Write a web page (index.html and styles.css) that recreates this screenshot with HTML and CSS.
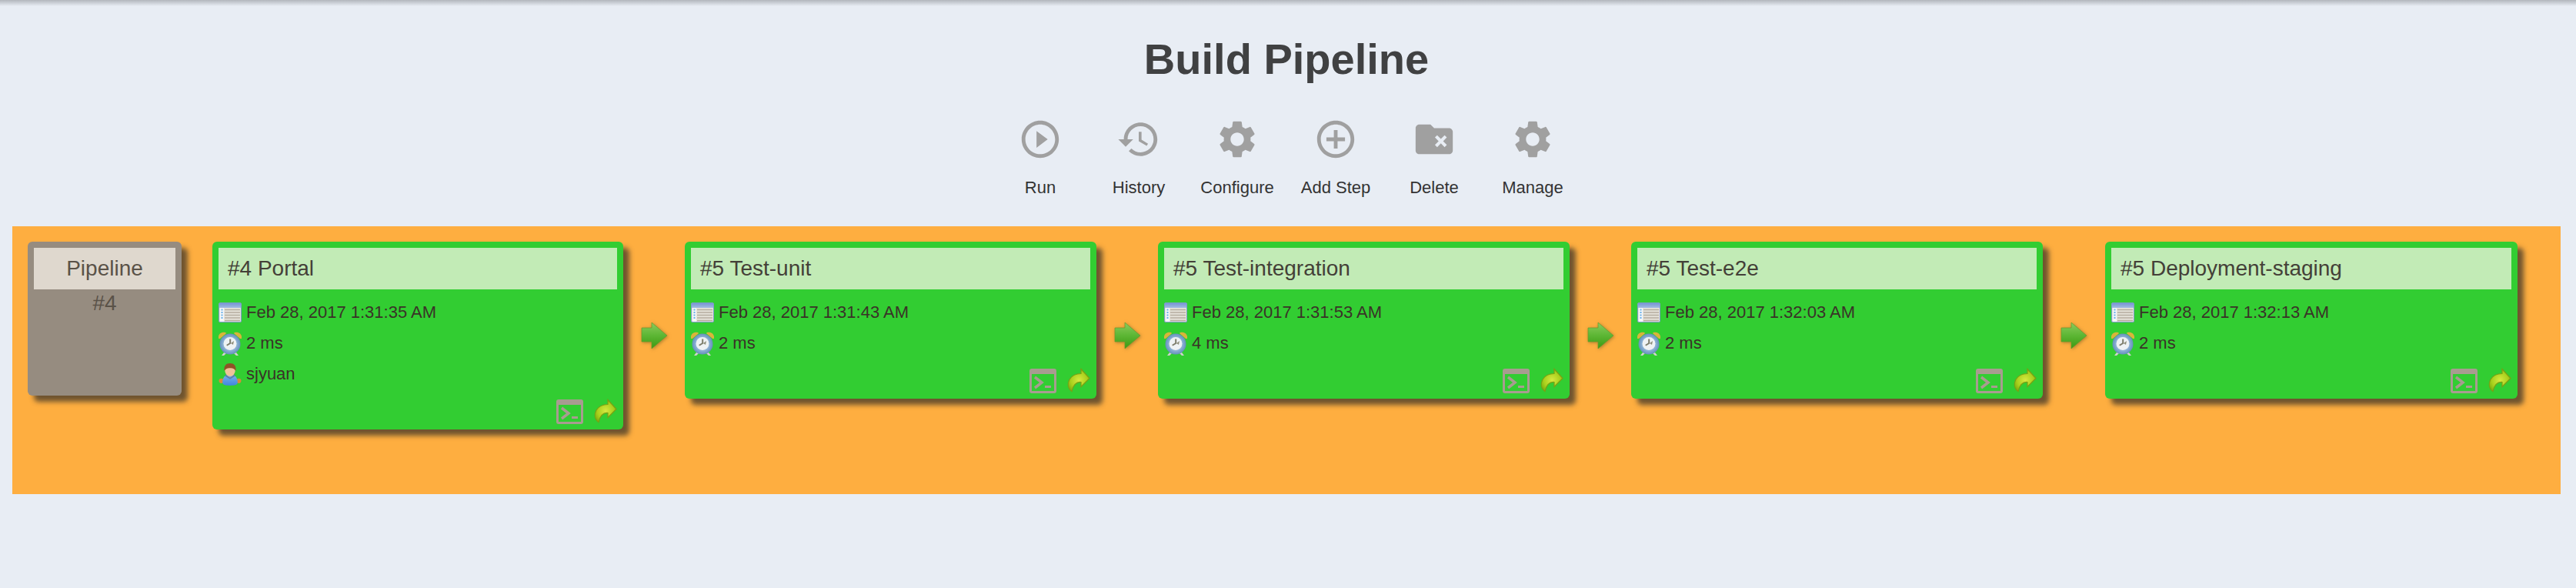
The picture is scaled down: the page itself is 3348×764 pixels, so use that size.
FILE: index.html
```html
<!DOCTYPE html>
<html lang="en">
<head>
<meta charset="utf-8">
<title>Build Pipeline</title>
<link rel="stylesheet" href="styles.css">
</head>
<body>
<svg class="sprites" width="0" height="0" aria-hidden="true">
  <defs>
    <linearGradient id="arrowFill" x1="0" y1="0" x2="0" y2="1"><stop offset="0" stop-color="#8ccb5e"/><stop offset="0.5" stop-color="#5cb634"/><stop offset="1" stop-color="#3c9a12"/></linearGradient>
    <linearGradient id="calHead" x1="0" y1="0" x2="0" y2="1"><stop offset="0" stop-color="#7896d4"/><stop offset="1" stop-color="#a3bbe2"/></linearGradient>
    <radialGradient id="clockBody"><stop offset="0.6" stop-color="#92b6d8"/><stop offset="1" stop-color="#6590bc"/></radialGradient>
    <radialGradient id="shareFill" cx="0.5" cy="0.5" r="0.55"><stop offset="0" stop-color="#d6e840"/><stop offset="0.7" stop-color="#a8d01c"/><stop offset="1" stop-color="#86b410"/></radialGradient>
    <linearGradient id="userBody" x1="0" y1="0" x2="0" y2="1"><stop offset="0" stop-color="#7ab4ee"/><stop offset="1" stop-color="#3f86dc"/></linearGradient>
    <symbol id="i-run" viewBox="0 0 24 24"><path d="M10 16.500l6-4.500-6-4.500v9zM12 2C6.480 2 2 6.480 2 12s4.480 10 10 10 10-4.480 10-10S17.520 2 12 2zm0 18c-4.410 0-8-3.590-8-8s3.590-8 8-8 8 3.590 8 8-3.590 8-8 8z"/></symbol>
    <symbol id="i-history" viewBox="0 0 24 24"><path d="M13 3c-4.970 0-9 4.030-9 9H1l3.890 3.890.07.14L9 12H6c0-3.870 3.130-7 7-7s7 3.130 7 7-3.130 7-7 7c-1.930 0-3.680-.79-4.940-2.060l-1.420 1.420C8.270 19.990 10.510 21 13 21c4.970 0 9-4.030 9-9s-4.030-9-9-9zm-1 5v5l4.280 2.540.72-1.210-3.500-2.080V8H12z"/></symbol>
    <symbol id="i-gear" viewBox="0 0 24 24"><path d="M19.14 12.94c.04-.3.06-.61.06-.94 0-.32-.02-.64-.07-.94l2.03-1.58c.18-.14.23-.41.12-.61l-1.92-3.32c-.12-.22-.37-.29-.59-.22l-2.39.96c-.5-.38-1.03-.7-1.62-.94l-.36-2.54c-.04-.24-.24-.41-.48-.41h-3.84c-.24 0-.43.17-.47.41l-.36 2.54c-.59.24-1.13.57-1.62.94l-2.39-.96c-.22-.08-.47 0-.59.22L2.74 8.87c-.12.21-.08.47.12.61l2.03 1.58c-.05.3-.09.63-.09.94s.02.64.07.94l-2.03 1.58c-.18.14-.23.41-.12.61l1.92 3.32c.12.22.37.29.59.22l2.39-.96c.5.38 1.03.7 1.62.94l.36 2.54c.05.24.24.41.48.41h3.84c.24 0 .44-.17.47-.41l.36-2.54c.59-.24 1.13-.56 1.62-.94l2.39.96c.22.08.47 0 .59-.22l1.92-3.32c.12-.22.07-.47-.12-.61l-2.01-1.58zM12 15.600c-1.980 0-3.600-1.620-3.600-3.600s1.620-3.600 3.600-3.600 3.600 1.620 3.600 3.600-1.620 3.600-3.600 3.600z"/></symbol>
    <symbol id="i-add" viewBox="0 0 24 24"><path d="M13 7h-2v4H7v2h4v4h2v-4h4v-2h-4V7zm-1-5C6.480 2 2 6.480 2 12s4.480 10 10 10 10-4.480 10-10S17.520 2 12 2zm0 18c-4.410 0-8-3.590-8-8s3.590-8 8-8 8 3.590 8 8-3.590 8-8 8z"/></symbol>
    <symbol id="i-delete" viewBox="0 0 24 24"><path d="M10 4H4c-1.100 0-1.990.9-1.990 2L2 18c0 1.100.9 2 2 2h16c1.100 0 2-.9 2-2V8c0-1.100-.9-2-2-2h-8l-2-2z"/><path d="M13.600 9.800l2 2 2-2 1.200 1.200-2 2 2 2-1.200 1.200-2-2-2 2-1.200-1.200 2-2-2-2z" fill="#e8edf4"/></symbol>
    <symbol id="i-cal" viewBox="0 0 30 26">
      <rect x="0.500" y="0.500" width="29" height="25" rx="1.500" fill="#e6e3da" stroke="#7d9cc8"/>
      <rect x="1" y="1" width="28" height="6" fill="url(#calHead)"/>
      <rect x="2" y="7" width="5" height="18" fill="#f4f6f8"/>
      <path d="M8 9.500h20M8 13h20M8 16.500h20M8 20h20M8 23.500h20" stroke="#b5ada0" stroke-width="1.500"/>
      <path d="M3.500 9.500h2M3.500 13h2M3.500 16.500h2M3.500 20h2" stroke="#6cb2e8" stroke-width="1.800"/>
    </symbol>
    <symbol id="i-clock" viewBox="0 0 30 31">
      <path d="M7 27l-3 4h3l3-3zM23 27l3 4h-3l-3-3z" fill="#cfd2ce"/>
      <circle cx="15" cy="16" r="13.500" fill="url(#clockBody)"/>
      <circle cx="15" cy="15.500" r="8.500" fill="#eef2f4"/>
      <path d="M0 9C-1 3 4 0 9 1c1 0 1 1 0 2L2 9zM30 9c1-6-4-9-9-8-1 0-1 1 0 2l7 6z" fill="#d9b43a"/>
      <path d="M14.200 9.500h2v6l-5 3-1-1.500 4-2.500z" fill="#7d7d6c"/>
      <path d="M16 15l4-3-1 5z" fill="#8f8f7c"/>
    </symbol>
    <symbol id="i-user" viewBox="0 0 29 28">
      <circle cx="3.500" cy="22" r="3" fill="#d78a3c"/>
      <circle cx="25.500" cy="22" r="3" fill="#d78a3c"/>
      <path d="M5 24c0-6 3.500-10 9.500-10S24 18 24 24c0 3-3 4-9.500 4S5 27 5 24z" fill="url(#userBody)"/>
      <path d="M9 14l5.500 4 5.500-4 1 2-6.500 4L8 16z" fill="#5f7fa8"/>
      <ellipse cx="14.500" cy="9" rx="6.500" ry="7.500" fill="#efc29a"/>
      <path d="M7.500 10C6 3 10 0 14.500 0S23 3 21.500 10c-1-3-3-4-7-4s-6 1-7 4z" fill="#8f5226"/>
    </symbol>
    <symbol id="i-next" viewBox="0 0 35 36">
      <path d="M1 8h13V1l20 17-20 17v-9H1z" fill="url(#arrowFill)" stroke="#6a9a2c" stroke-opacity=".7"/>
    </symbol>
    <symbol id="i-console" viewBox="0 0 35 32">
      <path fill-rule="evenodd" d="M3 0h29a3 3 0 0 1 3 3v26a3 3 0 0 1-3 3H3a3 3 0 0 1-3-3V3a3 3 0 0 1 3-3zM3 7v22h29V7z"/>
      <path d="M7 11l9 7-9 7" fill="none" stroke="currentColor" stroke-width="3.500"/>
      <path d="M20 22h8v3h-8z"/>
    </symbol>
    <symbol id="i-share" viewBox="0 0 30 32">
      <path d="M18 1.500L29 13.500 18 24.500V18.500C12 18 8 22 6 30.500 1 27 0 21 3 15 6 10 12 7.500 18 7.500z" fill="url(#shareFill)" stroke="#7a9f14" stroke-width="1.200"/>
    </symbol>
  </defs>
</svg>

<h1 class="title">Build Pipeline</h1>

<nav class="toolbar">
  <a class="tool"><svg class="tool-icon"><use href="#i-run"/></svg><span>Run</span></a>
  <a class="tool"><svg class="tool-icon"><use href="#i-history"/></svg><span>History</span></a>
  <a class="tool"><svg class="tool-icon"><use href="#i-gear"/></svg><span>Configure</span></a>
  <a class="tool"><svg class="tool-icon"><use href="#i-add"/></svg><span>Add Step</span></a>
  <a class="tool"><svg class="tool-icon"><use href="#i-delete"/></svg><span>Delete</span></a>
  <a class="tool"><svg class="tool-icon"><use href="#i-gear"/></svg><span>Manage</span></a>
</nav>

<section class="band">
  <div class="start">
    <div class="start-head">Pipeline</div>
    <div class="start-num">#4</div>
  </div>

  <article class="job job-first">
    <div class="job-head">#4 Portal</div>
    <div class="row"><svg class="ic ic-cal"><use href="#i-cal"/></svg>Feb 28, 2017 1:31:35 AM</div>
    <div class="row"><svg class="ic"><use href="#i-clock"/></svg>2 ms</div>
    <div class="row"><svg class="ic"><use href="#i-user"/></svg>sjyuan</div>
    <div class="actions"><svg class="console"><use href="#i-console"/></svg><svg class="share"><use href="#i-share"/></svg></div>
  </article>
  <svg class="next"><use href="#i-next"/></svg>

  <article class="job">
    <div class="job-head">#5 Test-unit</div>
    <div class="row"><svg class="ic ic-cal"><use href="#i-cal"/></svg>Feb 28, 2017 1:31:43 AM</div>
    <div class="row"><svg class="ic"><use href="#i-clock"/></svg>2 ms</div>
    <div class="actions"><svg class="console"><use href="#i-console"/></svg><svg class="share"><use href="#i-share"/></svg></div>
  </article>
  <svg class="next"><use href="#i-next"/></svg>

  <article class="job">
    <div class="job-head">#5 Test-integration</div>
    <div class="row"><svg class="ic ic-cal"><use href="#i-cal"/></svg>Feb 28, 2017 1:31:53 AM</div>
    <div class="row"><svg class="ic"><use href="#i-clock"/></svg>4 ms</div>
    <div class="actions"><svg class="console"><use href="#i-console"/></svg><svg class="share"><use href="#i-share"/></svg></div>
  </article>
  <svg class="next"><use href="#i-next"/></svg>

  <article class="job">
    <div class="job-head">#5 Test-e2e</div>
    <div class="row"><svg class="ic ic-cal"><use href="#i-cal"/></svg>Feb 28, 2017 1:32:03 AM</div>
    <div class="row"><svg class="ic"><use href="#i-clock"/></svg>2 ms</div>
    <div class="actions"><svg class="console"><use href="#i-console"/></svg><svg class="share"><use href="#i-share"/></svg></div>
  </article>
  <svg class="next"><use href="#i-next"/></svg>

  <article class="job job-last">
    <div class="job-head">#5 Deployment-staging</div>
    <div class="row"><svg class="ic ic-cal"><use href="#i-cal"/></svg>Feb 28, 2017 1:32:13 AM</div>
    <div class="row"><svg class="ic"><use href="#i-clock"/></svg>2 ms</div>
    <div class="actions"><svg class="console"><use href="#i-console"/></svg><svg class="share"><use href="#i-share"/></svg></div>
  </article>
</section>
</body>
</html>
```
FILE: styles.css
```css
* { box-sizing: border-box; }
html, body { height: 100%; }
body {
  margin: 0;
  padding: 0 20px 0 16px;
  background: #e8edf4;
  font-family: "Liberation Sans", Arial, sans-serif;
  color: #333;
  overflow: hidden;
}
body::before {
  content: "";
  display: block;
  height: 8px;
  margin: 0 -20px 0 -16px;
  background: linear-gradient(#b2b6bc, #e8edf4);
}
.sprites { display: block; height: 0; }
.title {
  margin: 0;
  padding-top: 37px;
  height: 144px;
  text-align: center;
  font-size: 56px;
  line-height: 64px;
  font-weight: 700;
  color: #404142;
}
.toolbar {
  display: flex;
  justify-content: center;
  height: 142px;
}
.tool {
  width: 128px;
  display: flex;
  flex-direction: column;
  align-items: center;
  font-size: 22px;
  line-height: 26px;
  color: #333;
}
.tool-icon {
  width: 58px;
  height: 58px;
  fill: #a0a0a0;
  margin-bottom: 21px;
}
.band {
  display: flex;
  align-items: flex-start;
  height: 348px;
  padding: 20px;
  background: #feae40;
}
.start, .job {
  border-radius: 6px;
  padding: 8px;
  box-shadow: 8px 8px 6px rgba(50, 45, 40, 0.7);
}
.start {
  width: 200px;
  height: 200px;
  margin-right: 40px;
  background: #968c80;
  color: #5a5248;
  text-align: center;
  font-size: 28px;
}
.start-head {
  height: 54px;
  line-height: 54px;
  background: #dfd8ce;
}
.start-num { line-height: 36px; }
.job {
  width: 535px;
  height: 204px;
  background: #32cd32;
  display: flex;
  flex-direction: column;
}
.job-first { width: 534px; height: 244px; }
.job-last { width: 536px; margin-left: 1px; }
.job-head {
  height: 54px;
  line-height: 54px;
  padding-left: 12px;
  margin-bottom: 10px;
  background: #c2ebb6;
  color: #444038;
  font-size: 28px;
}
.row {
  display: flex;
  align-items: center;
  height: 40px;
  font-size: 22px;
  color: #3a3228;
  gap: 6px;
}
.ic { width: 30px; height: 31px; flex: none; filter: blur(0.4px); }
.ic-cal { height: 26px; }
.actions {
  margin-top: auto;
  margin-bottom: -1px;
  display: flex;
  align-items: center;
  justify-content: flex-end;
  gap: 14px;
}
.console { width: 35px; height: 32px; fill: #a89c90; color: #a89c90; }
.share { width: 30px; height: 32px; margin-top: -2px; filter: blur(0.4px); }
.next {
  width: 35px;
  height: 36px;
  flex: none;
  margin: 104px 22px 0 23px;
  filter: blur(0.5px) drop-shadow(1px 1px 2px rgba(90, 80, 30, 0.5));
}
```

EXERCISE DIRECTIONS: Filter out all lines lacking the word "page" and copy the rest.

SOLUTION TO THIS PROBLEM:
Write a web page (index.html and styles.css) that recreates this screenshot with HTML and CSS.
The picture is scaled down: the page itself is 3348×764 pixels, so use that size.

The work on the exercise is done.